When Finance Minister Jim Flaherty announced the changes to amortization periods on insured mortgages, and the amount that can be borrowed on HELOCs, he also announced that mortgage insurance would no longer be available on homes priced at $1 million or more. But with homes in that category taking up so little of the marketplace, what exactly is the point of this last rule? Experts say it’s all a matter of politics and psychology.
The CMHC report shows that in fact, the amount of insurance they offer on homes in that price range only accounts for 5 per cent of all of their loans. And even those loans range from $550,000 to over $1 million – their highest bracket, and much of that range will still be eligible for insurance.

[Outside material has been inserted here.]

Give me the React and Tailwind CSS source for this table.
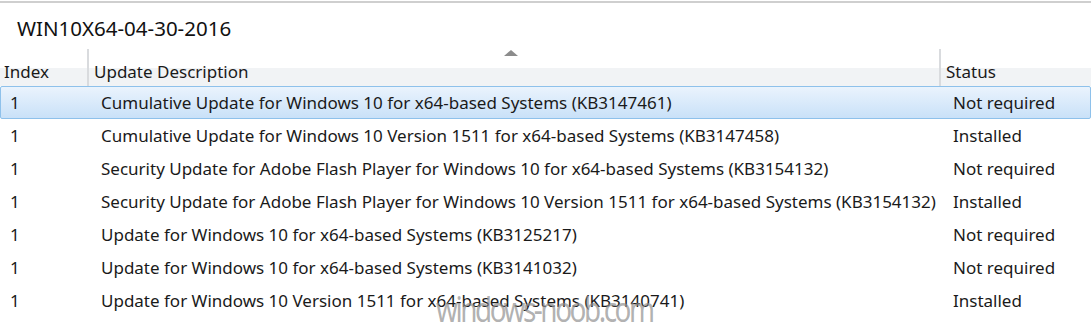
import React from "react";

const rows = [
  ["1", "Cumulative Update for Windows 10 for x64-based Systems (KB3147461)", "Not required"],
  ["1", "Cumulative Update for Windows 10 Version 1511 for x64-based Systems (KB3147458)", "Installed"],
  ["1", "Security Update for Adobe Flash Player for Windows 10 for x64-based Systems (KB3154132)", "Not required"],
  ["1", "Security Update for Adobe Flash Player for Windows 10 Version 1511 for x64-based Systems (KB3154132)", "Installed"],
  ["1", "Update for Windows 10 for x64-based Systems (KB3125217)", "Not required"],
  ["1", "Update for Windows 10 for x64-based Systems (KB3141032)", "Not required"],
  ["1", "Update for Windows 10 Version 1511 for x64-based Systems (KB3140741)", "Installed"],
];

export default function App() {
  return (
    <div
      className="relative w-[1091px] h-[325px] overflow-hidden bg-white text-[#1a1a1a]"
      style={{ fontFamily: '"Noto Sans", "Open Sans", sans-serif' }}
    >
      <div className="h-[2px] mt-[1px] bg-[#cfcfcf]" />
      <div className="h-[46px] pl-[17px] pt-[12px] text-[20.5px] leading-[26px] text-[#111]">
        WIN10X64-04-30-2016
      </div>
      {/* header */}
      <div className="grid grid-cols-[87px_852px_1fr] h-[37px] text-[17px] leading-[20px]">
        <div className="flex flex-col">
          <div className="h-[19px]" />
          <div className="flex-1 bg-[#f1f3f5] pl-[4px]">
            <div className="-mt-[6px]">Index</div>
          </div>
        </div>
        <div className="flex flex-col border-l-2 border-[#d9dbde]">
          <div className="h-[19px] flex justify-center pt-[1px] pr-[7px]">
            <svg width="14" height="7" viewBox="0 0 14 7">
              <polygon points="7,0 14,6 0,6" fill="#8c8c8c" />
            </svg>
          </div>
          <div className="flex-1 bg-[#f1f3f5] pl-[5px]">
            <div className="-mt-[6px]">Update Description</div>
          </div>
        </div>
        <div className="flex flex-col border-l-2 border-[#d9dbde]">
          <div className="h-[19px]" />
          <div className="flex-1 bg-[#f1f3f5] pl-[5px]">
            <div className="-mt-[6px]">Status</div>
          </div>
        </div>
      </div>
      {/* rows */}
      <div className="flex flex-col">
        {rows.map((r, i) => (
          <div
            key={i}
            className={
              "grid grid-cols-[87px_852px_1fr] h-[33px] items-center text-[17px] leading-[22px] " +
              (i === 0
                ? "border border-[#8ec1eb] rounded-[2px] bg-gradient-to-b from-[#eaf3fd] to-[#c9e1f8]"
                : "border border-transparent")
            }
          >
            <div className="pl-[9px]">{r[0]}</div>
            <div className="pl-[13px] whitespace-nowrap">{r[1]}</div>
            <div className="pl-[13px] whitespace-nowrap">{r[2]}</div>
          </div>
        ))}
      </div>
      <div className="absolute left-[436px] top-[291px] text-[34px] leading-[36px] text-[#8f8f8f]/70 tracking-[-3px] origin-left scale-x-[0.82] whitespace-nowrap">
        windows-noob.com
      </div>
    </div>
  );
}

None of that takes into account the 10 per cent of all mortgage loans in Canada that are insured by Genworth MI. But they report that in Vancouver, one of Canada’s hottest markets, the average price of a home that they provide insurance for is only $453,000. That’s fairly low, considering that the average price of a home in that city is $792,000.
These stats also don’t take into account that only 5.7 per cent of Toronto mortgages – the area in which Mr. Flaherty said he was most concerned – were in the $1 million range within the first five months of 2012, according to the Toronto Real Estate Board.

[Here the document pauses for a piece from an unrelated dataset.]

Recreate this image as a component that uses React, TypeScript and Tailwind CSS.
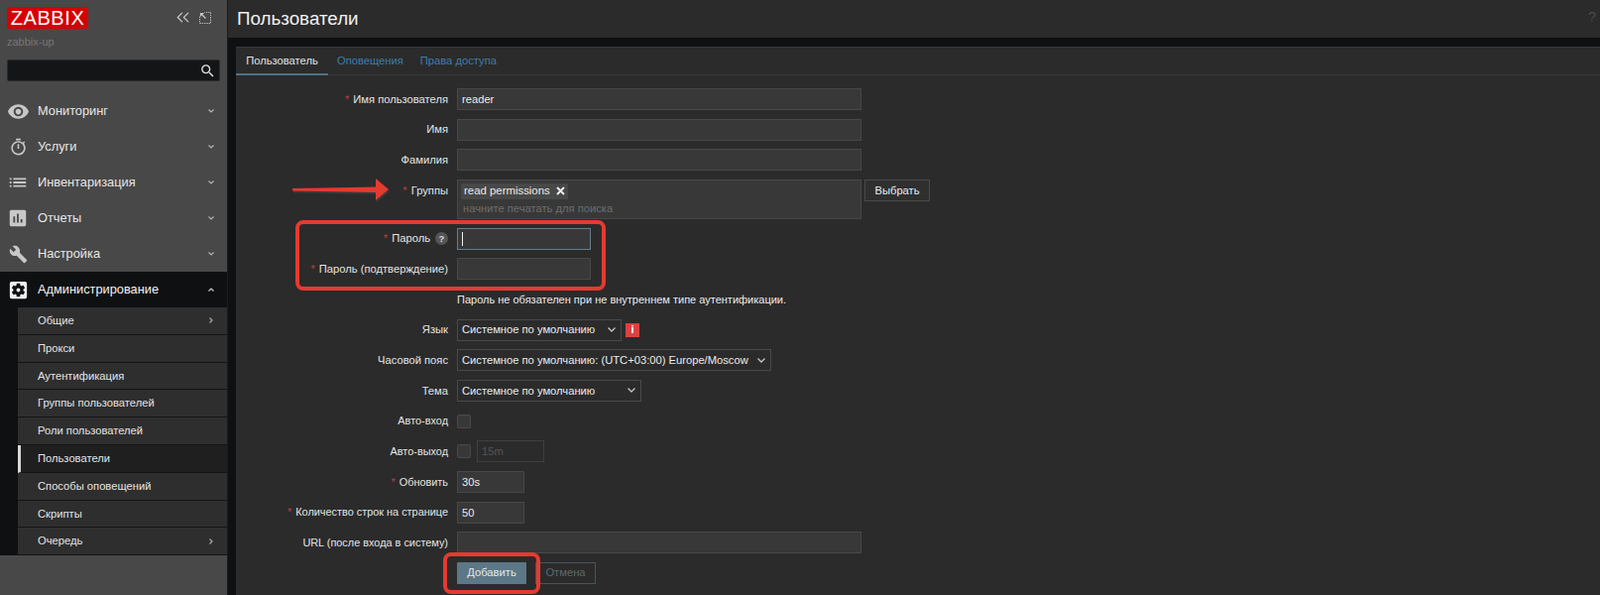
import { ChevronsLeft } from "lucide-react";
import type { ReactNode } from "react";
import {
  MdBuild,
  MdInsertChart,
  MdList,
  MdOutlineTimer,
  MdRemoveRedEye,
  MdSearch,
  MdSettingsApplications,
} from "react-icons/md";

const menu = [
  { label: "Мониторинг", icon: <MdRemoveRedEye size={23} /> },
  { label: "Услуги", icon: <MdOutlineTimer size={19} /> },
  { label: "Инвентаризация", icon: <MdList size={22} /> },
  { label: "Отчеты", icon: <MdInsertChart size={22} /> },
  { label: "Настройка", icon: <MdBuild size={19} /> },
];

const submenu = [
  { label: "Общие", more: true },
  { label: "Прокси" },
  { label: "Аутентификация" },
  { label: "Группы пользователей" },
  { label: "Роли пользователей" },
  { label: "Пользователи", active: true },
  { label: "Способы оповещений" },
  { label: "Скрипты" },
  { label: "Очередь", more: true },
];

function Chevron({ up = false, className = "" }: { up?: boolean; className?: string }) {
  return (
    <svg width="6" height="4" viewBox="0 0 6 4" fill="none" stroke="currentColor" strokeWidth="1.2" className={className}>
      <path d={up ? "M0.5 3.5L3 1l2.5 2.5" : "M0.5 0.5L3 3l2.5-2.5"} />
    </svg>
  );
}

function Row({ label, required, help, compact, children }: { label?: string; required?: boolean; help?: boolean; compact?: boolean; children: ReactNode }) {
  return (
    <div className="flex items-start gap-[9px] mb-[8.67px]">
      <div className={`w-[214px] h-[22px] flex items-center justify-end text-[#e4e4e4] whitespace-nowrap ${compact ? "text-[10.9px]" : ""}`}>
        {required && <span className="text-[#b5403c] mr-[4px]">*</span>}
        {label}
        {help && (
          <span className="ml-[5px] w-[13px] h-[13px] rounded-full bg-[#555] text-[9.5px] font-bold text-[#ddd] flex items-center justify-center">?</span>
        )}
      </div>
      {children}
    </div>
  );
}

function Field({ width, value = "", focused, disabled }: { width: string; value?: string; focused?: boolean; disabled?: boolean }) {
  return (
    <input
      readOnly
      value={value}
      className={`${width} h-[22px] px-[4px] border outline-none ${
        focused ? "border-[#667f8b] bg-[#383838]" : disabled ? "border-[#3f3f3f] bg-[#2b2b2b] text-[#555]" : "border-[#484848] bg-[#383838] text-[#ececec]"
      }`}
    />
  );
}

function Select({ width, value }: { width: string; value: string }) {
  return (
    <div className={`${width} h-[22px] pl-[4px] pr-[5px] flex items-center justify-between border border-[#4a4a4a] bg-[#2b2b2b] text-[#ececec] whitespace-nowrap`}>
      {value}
      <svg width="8" height="5" viewBox="0 0 8 5" fill="none" stroke="#c4c4c4" strokeWidth="1.3">
        <path d="M0.5 0.5L4 4l3.5-3.5" />
      </svg>
    </div>
  );
}

function Checkbox() {
  return <div className="w-[14px] h-[14px] mt-[4px] rounded-[2px] border border-[#4a4a4a] bg-[#383838]" />;
}

export default function App() {
  return (
    <div className="relative flex h-[600px] w-[1614px] overflow-hidden bg-[#0e1012] font-['Liberation_Sans',Arial,sans-serif] text-[11.2px]">
      <aside className="flex w-[230px] shrink-0 flex-col border-r border-[#1c1c1c] bg-[#484848]">
        <div className="flex items-start justify-between pl-[7px] pr-[16px] pt-[7px]">
          <div className="flex h-[22px] w-[82px] items-center justify-center bg-[#d40000] text-[20px] leading-none tracking-[0.6px] text-white">ZABBIX</div>
          <div className="flex items-center gap-[6px] text-[#c8c8c8]">
            <ChevronsLeft size={21} strokeWidth={1.4} />
            <svg width="12" height="12" viewBox="0 0 13 13" fill="none" stroke="currentColor">
              <path d="M0.5 5V12.5H12.5V0.5H6" strokeDasharray="1.5 1" />
              <path d="M1 1h4.5L1 5.5z" fill="currentColor" stroke="none" />
              <path d="M3 3l4 4" strokeWidth="1.3" />
            </svg>
          </div>
        </div>
        <div className="pl-[7px] pt-[7px] text-[#777] text-[11px] leading-[13px]">zabbix-up</div>
        <div className="mx-[7px] mt-[11px] flex h-[22px] items-center justify-end rounded-[2px] border border-[#2a2a2a] bg-[#131517] pr-[3px] text-[#e0e0e0]">
          <MdSearch size={17} />
        </div>
        <nav className="mt-[12px] text-[12.8px] text-[#e6e6e6]">
          {menu.map((item) => (
            <div key={item.label} className="flex h-[36px] items-center pr-[13px]">
              <div className="flex w-[38px] shrink-0 justify-center pr-[2px] text-[#c8c8c8]">{item.icon}</div>
              <span className="flex-1">{item.label}</span>
              <Chevron className="text-[#b4b4b4]" />
            </div>
          ))}
          <div className="flex h-[36px] items-center bg-[#0e1012] pr-[13px] text-[#f4f4f4]">
            <div className="flex w-[38px] shrink-0 justify-center pr-[2px] text-[#f0f0f0]">
              <MdSettingsApplications size={23} />
            </div>
            <span className="flex-1">Администрирование</span>
            <Chevron up className="text-[#ccc]" />
          </div>
        </nav>
        <div className="bg-[#0e1012] pl-[18px] text-[#e4e4e4]">
          {submenu.map((item) => (
            <div
              key={item.label}
              className={`flex h-[27.8px] items-center border-b border-[#141414] pl-[20px] pr-[13px] ${
                item.active ? "border-l-[3px] border-l-[#d8d8d8] bg-[#1f1f1f] !pl-[17px]" : "bg-[#2e2e2e]"
              }`}
            >
              <span className="flex-1">{item.label}</span>
              {item.more && <Chevron className="-rotate-90 text-[#a8a8a8]" />}
            </div>
          ))}
        </div>
      </aside>

      <main className="flex min-w-0 flex-1 flex-col">
        <header className="flex h-[38px] items-center justify-between bg-[#2b2b2b] pl-[9px] pr-[4px]">
          <h1 className="text-[18.8px] text-[#f0f0f0]">Пользователи</h1>
          <span className="mb-[4px] text-[15px] text-[#4a4a4a]">?</span>
        </header>
        <section className="ml-[8px] mt-[9px] flex-1 border-t border-[#383838] bg-[#2b2b2b]">
          <div className="flex h-[28px] items-stretch border-b border-[#383838]">
            <div className="flex w-[93px] items-center justify-center border-b-[2px] border-b-[#4f7184] -mb-px text-[#e4e4e4]">Пользователь</div>
            <div className="ml-[9px] flex items-center text-[#3f7eaa]">Оповещения</div>
            <div className="ml-[17px] flex items-center text-[#3f7eaa]">Права доступа</div>
          </div>
          <div className="pt-[13px]">
            <Row label="Имя пользователя" required>
              <Field width="w-[408px]" value="reader" />
            </Row>
            <Row label="Имя">
              <Field width="w-[408px]" />
            </Row>
            <Row label="Фамилия">
              <Field width="w-[408px]" />
            </Row>
            <Row label="Группы" required>
              <div className="h-[40px] w-[408px] border border-[#484848] bg-[#383838] px-[3px] pt-[3px]">
                <div className="flex h-[16px] w-fit items-center gap-[6px] rounded-[1px] bg-[#484848] pl-[3px] pr-[3px] text-[11.4px] text-[#ececec]">
                  read permissions
                  <svg width="9" height="9" viewBox="0 0 9 9" stroke="#ececec" strokeWidth="2">
                    <path d="M1 1l7 7M8 1l-7 7" />
                  </svg>
                </div>
                <div className="mt-[1px] pl-[2px] text-[#6e6e6e]">начните печатать для поиска</div>
              </div>
              <button className="-ml-[6px] h-[22px] w-[66px] border border-[#4a4a4a] bg-[#2f2f2f] text-[#ececec]">Выбрать</button>
            </Row>
            <Row label="Пароль" required help>
              <div className="relative">
                <Field width="w-[135px]" focused />
                <span className="absolute left-[5px] top-[4px] h-[14px] w-px bg-[#f0f0f0]" />
              </div>
            </Row>
            <Row label="Пароль (подтверждение)" required>
              <Field width="w-[135px]" />
            </Row>
            <Row>
              <div className="flex h-[22px] items-center text-[11px] text-[#ececec]">Пароль не обязателен при не внутреннем типе аутентификации.</div>
            </Row>
            <Row label="Язык">
              <Select width="w-[166px]" value="Системное по умолчанию" />
              <div className="-ml-[5px] mt-[4px] flex h-[14px] w-[14px] items-center justify-center bg-[#d9423f] text-[11px] font-bold text-white">i</div>
            </Row>
            <Row label="Часовой пояс">
              <Select width="w-[317px]" value="Системное по умолчанию: (UTC+03:00) Europe/Moscow" />
            </Row>
            <Row label="Тема">
              <Select width="w-[186px]" value="Системное по умолчанию" />
            </Row>
            <Row label="Авто-вход" compact>
              <Checkbox />
            </Row>
            <Row label="Авто-выход" compact>
              <Checkbox />
              <div className="-ml-[3px]">
                <Field width="w-[68px]" value="15m" disabled />
              </div>
            </Row>
            <Row label="Обновить" required compact>
              <Field width="w-[68px]" value="30s" />
            </Row>
            <Row label="Количество строк на странице" required compact>
              <Field width="w-[68px]" value="50" />
            </Row>
            <Row label="URL (после входа в систему)" compact>
              <Field width="w-[408px]" />
            </Row>
            <div className="ml-[223px] flex gap-[9px]">
              <button className="h-[22px] w-[70px] rounded-[1px] bg-[#5c7786] text-[#e8e8e8]">Добавить</button>
              <button className="h-[22px] w-[61px] border border-[#45565f] text-[#5b6a72]">Отмена</button>
            </div>
          </div>
        </section>
      </main>

      {/* red callouts drawn on top of the screenshot */}
      <div className="pointer-events-none absolute left-[298px] top-[222px] h-[71px] w-[313px] rounded-[8px] border-[4px] border-[#e53a30]" />
      <div className="pointer-events-none absolute left-[447px] top-[557px] h-[42px] w-[98px] rounded-[8px] border-[4px] border-[#e53a30]" />
      <svg className="pointer-events-none absolute left-[294px] top-[178px]" width="102" height="28" viewBox="0 0 102 28">
        <path d="M2 14L86 12.5V4L99 15L86 26V18L2 16.5Z" fill="#3a3a3a" />
        <path d="M1 12L85 10.5V2L98 13L85 24V16L1 14.5Z" fill="#e53a30" />
      </svg>
    </div>
  );
}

So what’s the point of eliminating mortgage insurance on these luxury properties?
It’s more of a message than it is about legislation, says many experts, and a way to change the way that Canadians think.

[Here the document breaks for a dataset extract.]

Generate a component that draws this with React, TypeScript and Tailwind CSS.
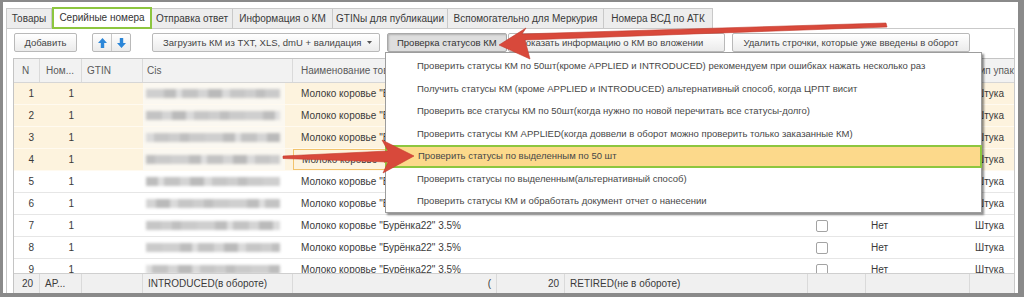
const tabs = [
  { label: "Товары", w: "w-[46px] border-l" },
  { label: "Серийные номера", w: "w-[100px]", active: true },
  { label: "Отправка ответ", w: "w-[81px]" },
  { label: "Информация о КМ", w: "w-[100px]" },
  { label: "GTINы для публикации", w: "w-[115px]" },
  { label: "Вспомогательно для Меркурия", w: "w-[156px]" },
  { label: "Номера ВСД по АТК", w: "w-[109px]" },
];

const menuItems = [
  "Проверить статусы КМ по 50шт(кроме APPLIED и INTRODUCED) рекомендуем при ошибках нажать несколько раз",
  "Получить статусы КМ (кроме APPLIED и INTRODUCED) альтернативный способ, когда ЦРПТ висит",
  "Проверить все статусы КМ по 50шт(когда нужно по новой перечитать все статусы-долго)",
  "Проверить статусы КМ APPLIED(когда доввели в оборот можно проверить только заказанные КМ)",
  "Проверить статусы по выделенным по 50 шт",
  "Проверить статусы по выделенным(альтернативный способ)",
  "Проверить статусы КМ и обработать документ отчет о нанесении",
];

// blurred barcode blocks in the Cis column
const segs = [
  "w-[18px] bg-[#cfcfcf]",
  "w-[12px] bg-[#bdbdbd]",
  "w-[6px] bg-[#dedede]",
  "w-[16px] bg-[#c3c3c3]",
  "w-[10px] bg-[#d4d4d4]",
  "w-[14px] bg-[#bababa]",
  "w-[8px] bg-[#dadada]",
  "w-[15px] bg-[#c6c6c6]",
  "w-[11px] bg-[#cdcdcd]",
  "w-[9px] bg-[#bfbfbf]",
  "w-[16px] bg-[#cacaca]",
];

const rows = [1, 2, 3, 4, 5, 6, 7, 8, 9];
const productName = "Молоко коровье \"Бурёнка22\" 3.5%";

function Arrow({ dir }: { dir: "up" | "down" }) {
  return (
    <svg width="9" height="10" viewBox="0 0 9 10">
      {dir === "up" ? (
        <polygon points="4.5,0 9,5 6.2,5 6.2,10 2.8,10 2.8,5 0,5" fill="#2b86d8" />
      ) : (
        <polygon points="4.5,10 9,5 6.2,5 6.2,0 2.8,0 2.8,5 0,5" fill="#2b86d8" />
      )}
    </svg>
  );
}

function Tabs() {
  return (
    <div className="flex items-end h-[21px] mt-[5px]">
      {tabs.map((t) =>
        t.active ? (
          <div
            key={t.label}
            className="relative z-10 w-[100px] h-[22px] -mb-[1px] border-2 border-[#8dc63f] bg-white flex items-center justify-center text-[#333]"
          >
            {t.label}
          </div>
        ) : (
          <div
            key={t.label}
            className={`${t.w} h-[20px] border-t border-r border-[#c9c9c9] bg-[#ededed] flex items-center justify-center text-[#3a3a3a]`}
          >
            {t.label}
          </div>
        )
      )}
    </div>
  );
}

function Toolbar() {
  const btn =
    "h-[19px] border border-[#b9b9b9] rounded-[2px] bg-gradient-to-b from-white to-[#ebebeb] flex items-center text-[#444] whitespace-nowrap";
  return (
    <div className="flex items-center h-[19px] text-[9.5px]">
      <div className={`${btn} ml-[1px] w-[63px] justify-center`}>Добавить</div>
      <div className={`${btn} ml-[15px] w-[39px]`}>
        <div className="w-[19px] h-full flex items-center justify-center border-r border-[#c8c8c8]">
          <Arrow dir="up" />
        </div>
        <div className="flex-1 h-full flex items-center justify-center">
          <Arrow dir="down" />
        </div>
      </div>
      <div className={`${btn} ml-[21px] w-[228px] pl-[10px] gap-[6px]`}>
        <span>Загрузить КМ из TXT, XLS, dmU + валидация</span>
        <svg width="5" height="3" viewBox="0 0 5 3">
          <polygon points="0,0 5,0 2.5,3" fill="#555" />
        </svg>
      </div>
      <div className="h-[19px] ml-[7px] w-[120px] border border-[#a9a9a9] rounded-[2px] bg-[#dedede] shadow-[inset_1px_1px_2px_rgba(0,0,0,0.2)] flex items-center pl-[9px] text-[#333] whitespace-nowrap">
        Проверка статусов КМ
      </div>
      <div className={`${btn} ml-[1px] w-[217px] pl-[10px]`}>
        Показать информацию о КМ во вложении
      </div>
      <div className={`${btn} ml-[7px] w-[238px] justify-center`}>
        Удалить строчки, которые уже введены в оборот
      </div>
    </div>
  );
}

function CisBlur({ i, selected }: { i: number; selected: boolean }) {
  const rot = [...segs.slice(i % segs.length), ...segs.slice(0, i % segs.length)];
  return (
    <div className="w-[150px] h-full flex items-center">
      <div
        className={`w-[142px] h-full flex items-center pl-[3px] ${
          selected ? "bg-[#fbf8f1]" : "bg-white"
        }`}
      >
        <div className="flex h-[9px] w-[134px] overflow-hidden blur-[1.6px]">
          {rot.map((s, k) => (
            <div key={k} className={`${s} h-full shrink-0`} />
          ))}
        </div>
      </div>
    </div>
  );
}

function Table() {
  const hc = "h-full flex items-center border-r border-[#dadada] shrink-0";
  return (
    <div className="mt-[6px] flex-1 min-h-0 flex flex-col border-l border-t border-[#c4c4c4]">
      {/* header */}
      <div className="h-[24px] shrink-0 flex bg-[#f2f2f2] border-b border-[#d6d6d6] text-[#5a5a5a]">
        <div className={`${hc} w-[26px] pl-[8px]`}>N</div>
        <div className={`${hc} w-[42px] pl-[6px]`}>Ном...</div>
        <div className={`${hc} w-[61px] pl-[5px]`}>GTIN</div>
        <div className={`${hc} w-[150px] pl-[4px]`}>Cis</div>
        <div className={`${hc} w-[204px] pl-[8px] overflow-hidden whitespace-nowrap`}>Наименование товара</div>
        <div className={`${hc} w-[68px] pl-[5px]`}>Кол-во</div>
        <div className={`${hc} w-[243px] pl-[5px]`}>Статус</div>
        <div className={`${hc} w-[58px] pl-[5px]`}>Выбор</div>
        <div className={`${hc} w-[104px] pl-[5px]`}>Ошибка</div>
        <div className="h-full flex-1 min-w-0 flex items-center pl-[4px] overflow-hidden whitespace-nowrap">Тип упаковки</div>
      </div>

      {/* body */}
      <div className="flex-1 min-h-0 overflow-hidden">
        {rows.map((n, i) => {
          const selected = n <= 4;
          return (
            <div
              key={n}
              className={`h-[22px] flex border-b ${
                selected ? "bg-[#fdf3de] border-[#fffaf0]" : "bg-white border-[#e6e6e6]"
              } text-[#3a3a3a]`}
            >
              <div className="w-[26px] h-full flex items-center justify-end pr-[6px] shrink-0">{n}</div>
              <div className="w-[42px] h-full flex items-center justify-end pr-[8px] shrink-0">1</div>
              <div className="w-[61px] h-full shrink-0" />
              <CisBlur i={i * 3} selected={selected} />
              <div
                className={`w-[204px] h-full flex items-center pl-[8px] whitespace-nowrap shrink-0 ${
                  n === 4 ? "border border-[#f2c36c]" : ""
                }`}
              >
                {productName}
              </div>
              <div className="w-[68px] h-full shrink-0" />
              <div className="w-[243px] h-full shrink-0" />
              <div className="w-[58px] h-full flex items-center pl-[8px] shrink-0">
                <div className="w-[12px] h-[12px] border border-[#a3a3a3] rounded-[2px] bg-white" />
              </div>
              <div className="w-[104px] h-full flex items-center pl-[5px] shrink-0">Нет</div>
              <div className="flex-1 h-full flex items-center pl-[5px]">Штука</div>
            </div>
          );
        })}
      </div>

      {/* footer */}
      <div className="h-[20px] shrink-0 flex bg-[#f0f0f0] border-t border-[#cfcfcf] text-[#3a3a3a]">
        <div className={`${hc} w-[26px] justify-end pr-[6px]`}>20</div>
        <div className={`${hc} w-[42px] pl-[5px]`}>AP...</div>
        <div className={`${hc} w-[61px]`} />
        <div className={`${hc} w-[150px] pl-[5px]`}>INTRODUCED(в обороте)</div>
        <div className={`${hc} w-[204px] justify-end pr-[5px]`}>(</div>
        <div className={`${hc} w-[68px] justify-end pr-[5px]`}>20</div>
        <div className={`${hc} w-[243px] pl-[5px]`}>RETIRED(не в обороте)</div>
        <div className={`${hc} w-[58px]`} />
        <div className={`${hc} w-[104px]`} />
        <div className="flex-1" />
      </div>
    </div>
  );
}

function Menu() {
  return (
    <div className="absolute left-[385px] top-[52px] w-[597px] h-[161px] bg-white border border-[#9d9d9d] shadow-[2px_2px_2px_rgba(0,0,0,0.45)] pt-[2px] text-[9.5px] text-[#474747]">
      {menuItems.map((m, i) =>
        i === 4 ? (
          <div
            key={i}
            className="h-[23px] -mx-[1px] flex items-center pl-[31px] bg-[#fcd98b] border-2 border-[#8dc63f] whitespace-nowrap"
          >
            {m}
          </div>
        ) : (
          <div key={i} className="h-[22.4px] flex items-center pl-[31px] whitespace-nowrap">
            {m}
          </div>
        )
      )}
    </div>
  );
}

function Arrows() {
  return (
    <svg
      className="absolute left-0 top-0 pointer-events-none"
      width="1024"
      height="297"
      viewBox="0 0 1024 297"
    >
      <polygon
        points="499,45 526,28 522,34 886,23 887,27 525,40 530,59"
        fill="#d8493b"
        stroke="#c23b2e"
        strokeWidth="0.6"
        strokeLinejoin="round"
      />
      <polygon
        points="414,156 382,140 388,151 283,156 283,158.5 388,162 383,173"
        fill="#d8493b"
        stroke="#c23b2e"
        strokeWidth="0.6"
        strokeLinejoin="round"
      />
    </svg>
  );
}

export default function App() {
  return (
    <div className="relative w-[1024px] h-[297px] overflow-hidden bg-[#8a8a8a] pt-[2px] pl-[3px] pr-[6px] pb-[4px] font-['Liberation_Sans',Arial,sans-serif] text-[10px] leading-none text-[#3c3c3c]">
      <div className="h-full flex flex-col bg-white pl-[3px] pr-[3px]">
        <Tabs />
        <div className="flex-1 min-h-0 flex flex-col border-t border-l border-r border-[#c9c9c9] pt-[4px] pl-[6px]">
          <Toolbar />
          <Table />
        </div>
      </div>
      <Menu />
      <Arrows />
    </div>
  );
}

Calum Ross, a mortgage planner in Toronto says, “This move is mitigating future risk and it’s sending a political message. I think it will have not only a financial impact, but also a political and psychological impact on people.”
And Ross McCredie, CEO of Sotheby’s International Realty Canada, echoes his sentiments, saying that it’s really more of a wake-up call than it is a matter of trying to tame the housing market. “We still think Canadians are incredibly conservative when it comes to real estate for the most part,” he says. “What they’re doing will shake people’s confidence and make them say ‘oh jeez, there’s a problem out there.'”
However, there is more to this new rule than just getting people to change their perspective. With home prices climbing, especially in areas such as Toronto, the amount of million-dollar homes on the market could soon be increasing at a very steady pace. And if that were to happen, and the new rule wasn’t in place, the amount of insurance on luxury homes – and the risk to taxpayers – could be much greater.